Because it’s not just that I wrote a Master’s thesis.
It’s that I gave shape to something that matters.
That speaks.
That wants to live on.
Radical Sensitive Leadership is no longer just my inner compass.
It’s a field. A vision. A gift to be shared.

So I skipped my usual morning run and drove to an architectural nature park nearby, where a medieval festival was taking place.

And suddenly: I was walking through living time.

Craftspeople sat in silence, deeply focused.
Women spinning wool into thread.
Children gathering herbs.
A man carving spoons.
Not a spectacle — but devotion.

The first person I spoke with was an older woman, radiating warmth and clarity.
She sat at a wooden wheel, showing me how to spin yarn from raw wool.
She told me about passing this lost knowledge on to children during summer workshops.
She was smiling the whole time — open, wise, kind.

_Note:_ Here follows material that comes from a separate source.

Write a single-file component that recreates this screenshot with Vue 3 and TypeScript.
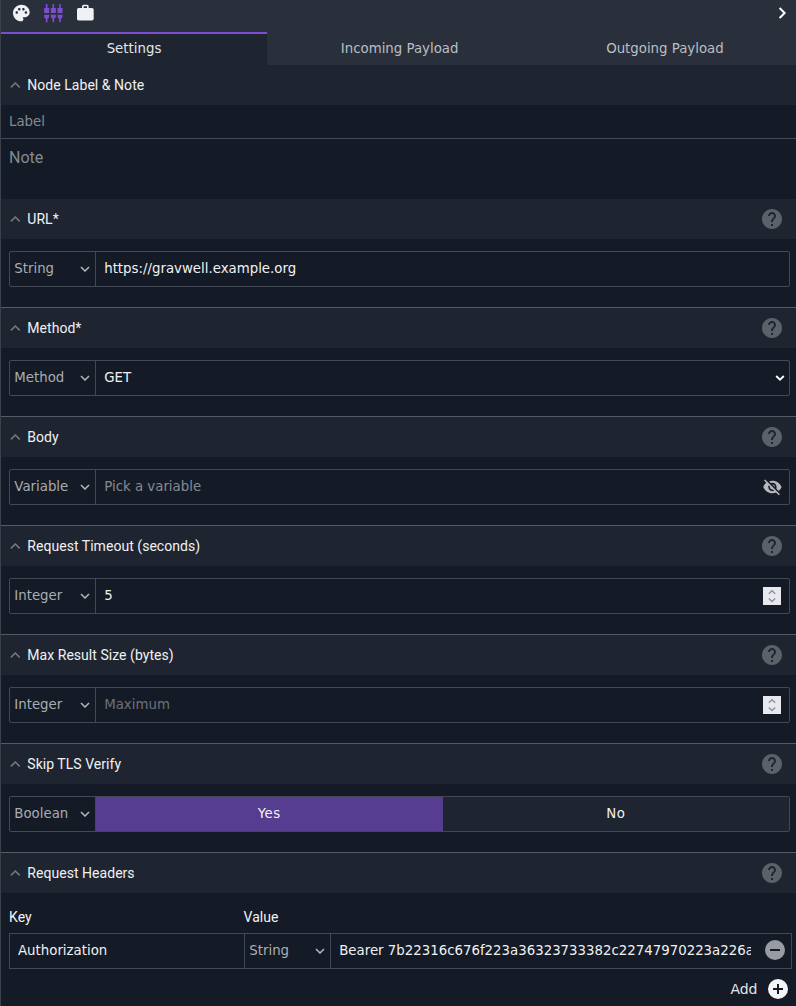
<script setup lang="ts">
import { ref } from 'vue'

type Kind = 'text' | 'select' | 'variable' | 'number' | 'toggle'

interface Section {
  title: string
  type: string
  kind: Kind
  value?: string
  placeholder?: string
}

const tabs: string[] = ['Settings', 'Incoming Payload', 'Outgoing Payload']
const activeTab = ref('Settings')
const skipVerify = ref(true)

const sections: Section[] = [
  { title: 'URL*', type: 'String', kind: 'text', value: 'https://gravwell.example.org' },
  { title: 'Method*', type: 'Method', kind: 'select', value: 'GET' },
  { title: 'Body', type: 'Variable', kind: 'variable', placeholder: 'Pick a variable' },
  { title: 'Request Timeout (seconds)', type: 'Integer', kind: 'number', value: '5' },
  { title: 'Max Result Size (bytes)', type: 'Integer', kind: 'number', placeholder: 'Maximum' },
  { title: 'Skip TLS Verify', type: 'Boolean', kind: 'toggle' },
]

const helpPath =
  'M12 2C6.48 2 2 6.48 2 12s4.48 10 10 10 10-4.48 10-10S17.52 2 12 2zm1 17h-2v-2h2v2zm2.07-7.75l-.9.92C13.45 12.9 13 13.5 13 15h-2v-.5c0-1.1.45-2.1 1.17-2.83l1.24-1.26c.37-.36.59-.86.59-1.41 0-1.1-.9-2-2-2s-2 .9-2 2H8c0-2.21 1.79-4 4-4s4 1.79 4 4c0 .88-.36 1.68-.93 2.25z'
</script>

<template>
  <div class="panel">
    <div class="grip"></div>
    <header class="top">
      <div class="toolbar">
        <svg class="icon20" viewBox="0 0 24 24"><path d="M12 2C6.49 2 2 6.49 2 12s4.49 10 10 10c1.38 0 2.5-1.12 2.5-2.5 0-.61-.23-1.2-.64-1.67-.08-.1-.13-.21-.13-.33 0-.28.22-.5.5-.5H16c3.31 0 6-2.69 6-6 0-4.96-4.49-9-10-9zm5.5 11c-.83 0-1.5-.67-1.5-1.5s.67-1.5 1.5-1.5 1.5.67 1.5 1.5-.67 1.5-1.5 1.5zm-3-4c-.83 0-1.5-.67-1.5-1.5S13.67 6 14.5 6s1.5.67 1.5 1.5S15.33 9 14.5 9zM5 11.5c0-.83.67-1.5 1.5-1.5s1.5.67 1.5 1.5S7.33 13 6.5 13 5 12.33 5 11.5zm6-4c0 .83-.67 1.5-1.5 1.5S8 8.33 8 7.5 8.67 6 9.5 6s1.5.67 1.5 1.5z" /></svg>
        <svg class="icon20 current" viewBox="0 0 24 24"><path d="M5 2c0-.55-.45-1-1-1s-1 .45-1 1v4H1v6h6V6H5V2zm4 14c0 1.3.84 2.4 2 2.82V23h2v-4.18c1.16-.41 2-1.51 2-2.82v-2H9v2zm-8 0c0 1.3.84 2.4 2 2.82V23h2v-4.18C6.16 18.4 7 17.3 7 16v-2H1v2zM21 6V2c0-.55-.45-1-1-1s-1 .45-1 1v4h-2v6h6V6h-2zm-8-4c0-.55-.45-1-1-1s-1 .45-1 1v4H9v6h6V6h-2V2zm4 14c0 1.3.84 2.4 2 2.82V23h2v-4.18c1.16-.41 2-1.51 2-2.82v-2h-6v2z" /></svg>
        <svg class="icon20" viewBox="0 0 24 24"><path d="M20 6h-4V4c0-1.11-.89-2-2-2h-4c-1.11 0-2 .89-2 2v2H4c-1.11 0-1.99.89-1.99 2L2 19c0 1.11.89 2 2 2h16c1.11 0 2-.89 2-2V8c0-1.11-.89-2-2-2zm-6 0h-4V4h4v2z" /></svg>
        <svg class="collapse" viewBox="0 0 8 12"><path d="M1 1l5 5-5 5" /></svg>
      </div>
      <nav class="tabs">
        <button v-for="t in tabs" :key="t" class="tab" :class="{ active: t === activeTab }" @click="activeTab = t">{{ t }}</button>
      </nav>
    </header>

    <div class="head">
      <svg class="caret" viewBox="0 0 10 6"><path d="M.6 5.4L5 1l4.4 4.4" /></svg>
      <span class="title">Node Label &amp; Note</span>
    </div>
    <div class="label-input">Label</div>
    <div class="note-input">Note</div>

    <section v-for="s in sections" :key="s.title" class="section">
      <div class="head">
        <svg class="caret" viewBox="0 0 10 6"><path d="M.6 5.4L5 1l4.4 4.4" /></svg>
        <span class="title">{{ s.title }}</span>
        <svg class="help" viewBox="0 0 24 24"><path :d="helpPath" /></svg>
      </div>
      <div class="field">
        <div class="type">
          <span>{{ s.type }}</span>
          <svg class="down" viewBox="0 0 10 6"><path d="M1 1l4 4 4-4" /></svg>
        </div>
        <div v-if="s.kind === 'toggle'" class="toggle">
          <button :class="{ on: skipVerify }" @click="skipVerify = true">Yes</button>
          <button :class="{ on: !skipVerify }" @click="skipVerify = false">No</button>
        </div>
        <div v-else class="value">
          <span v-if="s.value" class="text">{{ s.value }}</span>
          <span v-else class="text placeholder" :class="{ dim: s.kind === 'number' }">{{ s.placeholder }}</span>
          <svg v-if="s.kind === 'select'" class="down bright" viewBox="0 0 10 6"><path d="M1.2 1L5 4.7 8.8 1" /></svg>
          <svg v-if="s.kind === 'variable'" class="eye" viewBox="0 0 24 24"><path d="M12 7c2.76 0 5 2.24 5 5 0 .65-.13 1.26-.36 1.83l2.92 2.92c1.51-1.26 2.7-2.89 3.43-4.75-1.73-4.39-6-7.5-11-7.5-1.4 0-2.74.25-3.98.7l2.16 2.16C10.74 7.13 11.35 7 12 7zM2 4.27l2.28 2.28.46.46C3.08 8.3 1.78 10.02 1 12c1.73 4.39 6 7.5 11 7.5 1.55 0 3.03-.3 4.38-.84l.42.42L19.73 22 21 20.73 3.27 3 2 4.27zM7.53 9.8l1.55 1.55c-.05.21-.08.43-.08.65 0 1.66 1.34 3 3 3 .22 0 .44-.03.65-.08l1.55 1.55c-.67.33-1.41.53-2.2.53-2.76 0-5-2.24-5-5 0-.79.2-1.53.53-2.2zm4.31-.78l3.15 3.15.02-.16c0-1.66-1.34-3-3-3l-.17.01z" /></svg>
          <svg v-if="s.kind === 'number'" class="spin" viewBox="0 0 18 18"><rect width="18" height="18" /><path d="M5.8 6.7l3.2-3 3.2 3M5.8 11.6l3.2 3 3.2-3" /></svg>
        </div>
      </div>
    </section>

    <section class="section">
      <div class="head">
        <svg class="caret" viewBox="0 0 10 6"><path d="M.6 5.4L5 1l4.4 4.4" /></svg>
        <span class="title">Request Headers</span>
        <svg class="help" viewBox="0 0 24 24"><path :d="helpPath" /></svg>
      </div>
      <div class="columns"><span>Key</span><span>Value</span></div>
      <div class="pair">
        <div class="key">Authorization</div>
        <div class="type">
          <span>String</span>
          <svg class="down" viewBox="0 0 10 6"><path d="M1 1l4 4 4-4" /></svg>
        </div>
        <div class="value">
          <span class="text clip">Bearer 7b22316c676f223a36323733382c22747970223a226a</span>
          <svg class="round" viewBox="0 0 20 20"><circle cx="10" cy="10" r="10" /><path d="M5 10h10" /></svg>
        </div>
      </div>
      <div class="add">
        <span>Add</span>
        <svg class="round light" viewBox="0 0 20 20"><circle cx="10" cy="10" r="10" /><path d="M5 10h10M10 5v10" /></svg>
      </div>
    </section>
  </div>
</template>

<style>
body {
  background: #141b26;
}
</style>

<style scoped>
* {
  box-sizing: border-box;
}
.panel {
  position: relative;
  width: 796px;
  height: 1006px;
  overflow: hidden;
  border-left: 1px solid #3b414b;
  background: #141b26;
  color: #f0f1f4;
  font: 13.33px/18px "DejaVu Sans", sans-serif;
}
svg {
  display: block;
  flex: none;
}
button {
  border: 0;
  padding: 0;
  background: none;
  color: inherit;
  font: inherit;
}
.grip {
  position: absolute;
  left: -1px;
  top: 495px;
  width: 1px;
  height: 30px;
  background: repeating-linear-gradient(#e8e9ed 0 1px, #141b26 1px 2px);
}
.top {
  background: #2a303b;
}
.toolbar {
  display: flex;
  height: 32px;
  padding: 3px 9px 0 10px;
  gap: 12px;
}
.icon20 {
  width: 20px;
  height: 20px;
  overflow: visible;
  fill: #f0f1f5;
}
.icon20 path {
  transform: translateX(0.4px);
}
.icon20.current {
  fill: #7c4dd0;
}
.collapse {
  width: 8px;
  height: 12px;
  margin: 4px 0 0 auto;
  fill: none;
  stroke: #fff;
  stroke-width: 2;
}
.collapse path {
  transform: translateX(-0.4px);
}
.tabs {
  display: grid;
  grid-template-columns: 266px 265.3px 265.3px;
  height: 33px;
}
.tab {
  border-top: 2px solid transparent;
  color: #bbbec4;
  padding-bottom: 2px;
}
.tab.active {
  border-top-color: #7c4dd0;
  background: #1f2530;
  color: #e4e5e8;
}
.head {
  display: flex;
  align-items: center;
  height: 40px;
  padding: 0 12px 0 9.3px;
  background: #1f2530;
  font: 14px/20px Roboto, sans-serif;
  letter-spacing: 0.04px;
}
.caret {
  width: 10px;
  height: 6px;
  margin-right: 7px;
  overflow: visible;
  fill: none;
  stroke: #747983;
  stroke-width: 1.5;
}
.caret path {
  transform: translateX(0.3px);
}
.help {
  width: 24px;
  height: 24px;
  margin-left: auto;
  fill: #5c6169;
}
.label-input {
  height: 34px;
  padding: 8px 8px 7px;
  border-bottom: 1px solid #444a55;
  color: #868a92;
}
.note-input {
  height: 60px;
  padding: 8px;
  color: #868a92;
  font: 16px/21px Roboto, sans-serif;
}
.section {
  height: 109px;
  border-bottom: 1px solid #555b65;
}
.section:last-child {
  height: auto;
  border-bottom: 0;
}
.field {
  display: flex;
  height: 36px;
  margin: 12px 6px 0 8px;
  border: 1px solid #434954;
  border-radius: 2px;
}
.type {
  display: flex;
  align-items: center;
  justify-content: space-between;
  width: 86px;
  padding: 0 5px 0 4.3px;
  border-right: 1px solid #434954;
  color: #a9acb2;
}
.down {
  width: 10px;
  height: 6px;
  fill: none;
  stroke: #b4b7bd;
  stroke-width: 1.5;
}
.down.bright {
  margin: 0 -3px 0 0;
  stroke: #fff;
  stroke-width: 1.8;
}
.value {
  display: flex;
  flex: 1;
  align-items: center;
  justify-content: space-between;
  min-width: 0;
  padding: 0 7px 0 8.2px;
}
.placeholder {
  color: #868a92;
}
.placeholder.dim {
  color: #6c717a;
}
.eye {
  width: 20px;
  height: 20px;
  overflow: visible;
  fill: #b6b8bd;
}
.eye path {
  transform: translateX(0.5px);
}
.spin {
  width: 18px;
  height: 18px;
  margin-right: 1px;
}
.spin rect {
  fill: #e9e9ed;
}
.spin path {
  fill: none;
  stroke: #8f8f9d;
  stroke-width: 1.4;
}
.toggle {
  display: grid;
  flex: 1;
  grid-template-columns: 1fr 1fr;
  background: #1f2530;
}
.toggle button {
  letter-spacing: 0.5px;
}
.toggle .on {
  background: #563d8f;
}
.columns {
  display: grid;
  grid-template-columns: 234.5px 1fr;
  padding: 14px 8px 6px;
  font: 14px/20px Roboto, sans-serif;
  letter-spacing: 0.04px;
}
.pair {
  display: flex;
  height: 36px;
  margin: 0 4px 0 8px;
  border: 1px solid #434954;
}
.key {
  width: 235px;
  padding: 8px;
  border-right: 1px solid #434954;
}
.clip {
  width: 412px;
  overflow: hidden;
  white-space: nowrap;
}
.pair .value {
  padding-right: 6px;
}
.round {
  width: 20px;
  height: 20px;
  fill: #989ba4;
  stroke: none;
}
.pair .round {
  margin-bottom: 2px;
}
.round path {
  stroke: #141b26;
  stroke-width: 2;
}
.round.light {
  fill: #f4f5f8;
}
.add {
  display: flex;
  align-items: center;
  justify-content: flex-end;
  gap: 10.5px;
  padding: 10px 8px 0 0;
  color: #e4e5e8;
}
.add span {
  font-size: 14px;
}
</style>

And all I could think was:
This is what it means to carry your Ikigai.
Not the Japanese word.
But the essence.
The dignity of living your gift.
And offering it, with no rush, no performance, no need to prove.

Her presence was ancient.
Solid.
And I remembered again:
It is not just what you know that matters — it’s what you transmit.

We spent the rest of the day with animals and wildflowers and caramel sweets.
We watched bees drink nectar.
We walked slowly.
We climbed trees and fed sheep.
We came home to grilled vegetables and laughter.

And now, as I walk through the dusk-shadowed woods,
my body round and full from food,
my soul nourished beyond words,
I feel it:

I am not in a rush.

I do not need to capitalize on this moment.
I need to integrate it.
To become it.
To trust that when the next move is ready, it will rise.

This work — this thesis —
is not a product.
It is a seed.

And today, all I need to do is protect its soil.

The rest will come.
From presence.
From listening.
From that same deep, quiet place where all true things begin.